After Nellie, who was a big dog, comes stories of smaller dogs, including a Chihuahua.

Sometimes there are what Wilson calls “dog lessons,” such as this: “Question everything, especially if it results in the suffering of any being.”

Other dog lessons are found in special sections at the end of chapters. Two that we found most important were “The Importance of Touch” and “How to Not Get into a Fight” (see the excerpt accompanying this review for a sample from this last one).

There are several touchpoints with religious traditions and religious teachers here.

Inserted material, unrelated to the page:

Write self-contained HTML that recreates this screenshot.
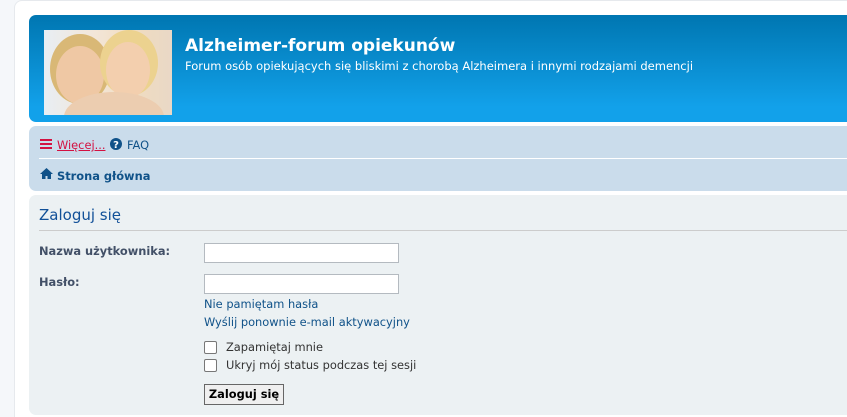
<!DOCTYPE html>
<html style="overflow:hidden;height:417px"><head><meta charset="utf-8"><style>
*{box-sizing:border-box;margin:0;padding:0}
body{width:847px;height:417px;overflow:hidden;background:#f5f7fa;font-family:"DejaVu Sans",Verdana,sans-serif;font-size:11.4px;color:#333;position:relative}
.wrap{position:absolute;left:14px;top:0;width:840px;height:417px;background:#fff;border:1px solid #e6e9ed;border-bottom:none;border-radius:8px 8px 0 0}
.hdr{position:absolute;left:29px;top:15px;width:818px;height:107px;border-radius:7px 0 0 7px;background:linear-gradient(#0076b1 0,#12a1ea 92px);}
.img{position:absolute;left:44px;top:30px;width:128px;height:85px;background:linear-gradient(90deg,#e8eef4,#f3e6d8 40%,#f0dcc0 70%,#e9d8c6);overflow:hidden}
.img div{position:absolute;border-radius:50%}
.t1{position:absolute;left:185px;top:36px;font-size:17px;font-weight:bold;color:#fff}
.t2{position:absolute;left:185px;top:59px;font-size:11.5px;color:#fff}
.nav{position:absolute;left:29px;top:126px;width:818px;height:65px;background:#cadceb;border-radius:7px 0 0 7px}
.nav .l{position:absolute;left:10px;right:0;top:32px;height:1px;background:#fff}
.more{position:absolute;top:138px;color:#d31141;text-decoration:underline}
.faq{position:absolute;top:138px;color:#105289}
.home{position:absolute;top:169px;color:#105289;font-weight:bold}
.panel{position:absolute;left:29px;top:195px;width:818px;height:220px;background:#ecf1f3;border-radius:7px 0 0 7px}
h2{position:absolute;left:39px;top:206px;font-weight:normal;font-size:15px;color:#115098;font-family:"DejaVu Sans",sans-serif}
.hr{position:absolute;left:39px;top:230px;width:808px;height:1px;background:#ccc}
.lbl{position:absolute;left:39px;font-weight:bold;color:#425067}
.inp{position:absolute;left:204px;width:195px;height:20px;background:#fff;border:1px solid #b4bac0}
.lnk{position:absolute;left:204px;color:#105289}
.cb{position:absolute;left:204px;width:13px;height:13px;border:1px solid #777;border-radius:2px;background:#fff}
.ct{position:absolute;left:226px;color:#333}
.btn{position:absolute;left:204px;top:384px;width:80px;height:21px;border:1px solid #666;background:#efefef;font-weight:bold;font-size:11.4px;color:#000;text-align:center;line-height:19px}
</style></head><body>
<div class="wrap"></div>
<div class="hdr"></div>
<div class="img">
<div style="left:6px;top:4px;width:60px;height:70px;background:#d9b876"></div>
<div style="left:12px;top:16px;width:48px;height:58px;background:#efc8a4"></div>
<div style="left:56px;top:0px;width:58px;height:66px;background:#ecd28f"></div>
<div style="left:62px;top:12px;width:44px;height:56px;background:#f3cfae"></div>
<div style="left:20px;top:62px;width:100px;height:50px;background:#eccdb0"></div>
</div>
<div class="t1">Alzheimer-forum opiekunów</div>
<div class="t2">Forum osób opiekujących się bliskimi z chorobą Alzheimera i innymi rodzajami demencji</div>
<div class="nav"><div class="l"></div></div>
<svg style="position:absolute;left:40px;top:139px" width="12" height="10"><rect y="0" width="12" height="2" fill="#d31141"/><rect y="4" width="12" height="2" fill="#d31141"/><rect y="8" width="12" height="2" fill="#d31141"/></svg>
<div class="more" style="left:57px">Więcej...</div>
<svg style="position:absolute;left:110px;top:138px" width="12" height="12"><circle cx="6" cy="6" r="6" fill="#105289"/><text x="6" y="10" font-size="10" font-weight="bold" fill="#fff" text-anchor="middle" font-family="DejaVu Sans">?</text></svg>
<div class="faq" style="left:127px">FAQ</div>
<svg style="position:absolute;left:40px;top:168px" width="13" height="11"><path d="M6.5 0L0 6h2v5h3.5V8h2v3H11V6h2z" fill="#105289"/></svg>
<div class="home" style="left:57px">Strona główna</div>
<div class="panel"></div>
<h2>Zaloguj się</h2>
<div class="hr"></div>
<div class="lbl" style="top:244px">Nazwa użytkownika:</div>
<div class="inp" style="top:243px"></div>
<div class="lbl" style="top:275px">Hasło:</div>
<div class="inp" style="top:274px"></div>
<div class="lnk" style="top:297px">Nie pamiętam hasła</div>
<div class="lnk" style="top:315px">Wyślij ponownie e-mail aktywacyjny</div>
<div class="cb" style="top:341px"></div><div class="ct" style="top:340px">Zapamiętaj mnie</div>
<div class="cb" style="top:359px"></div><div class="ct" style="top:358px">Ukryj mój status podczas tej sesji</div>
<div class="btn">Zaloguj się</div>
</body></html>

Rabbi Nachman of Breslov makes an appearance in the final chapter called “The World Is a Very Narrow Bridge.” Wilson adds his own commentary to Rabbi Nachman’s classic teaching that life is a narrow bridge and we should try not to be afraid; Wilson says, among other things, that each of us gets only “One crossing, one life.” And, “Our crossing is the most intimate of strivings.” Don’t be afraid. And, “Every day we have the choice. Day by day. Step by step.” Why not “Cross it with a dog”? It helps, Wilson explains here and elsewhere.

Thich Nhat Hanh is here too. He said, “People say that walking on water is a miracle, but to me, walking peacefully on the Earth is the real miracle.” Wilson adds, among other things: “I have found that walking peacefully on the earth with dogs is … a profound experience, if we pay attention.”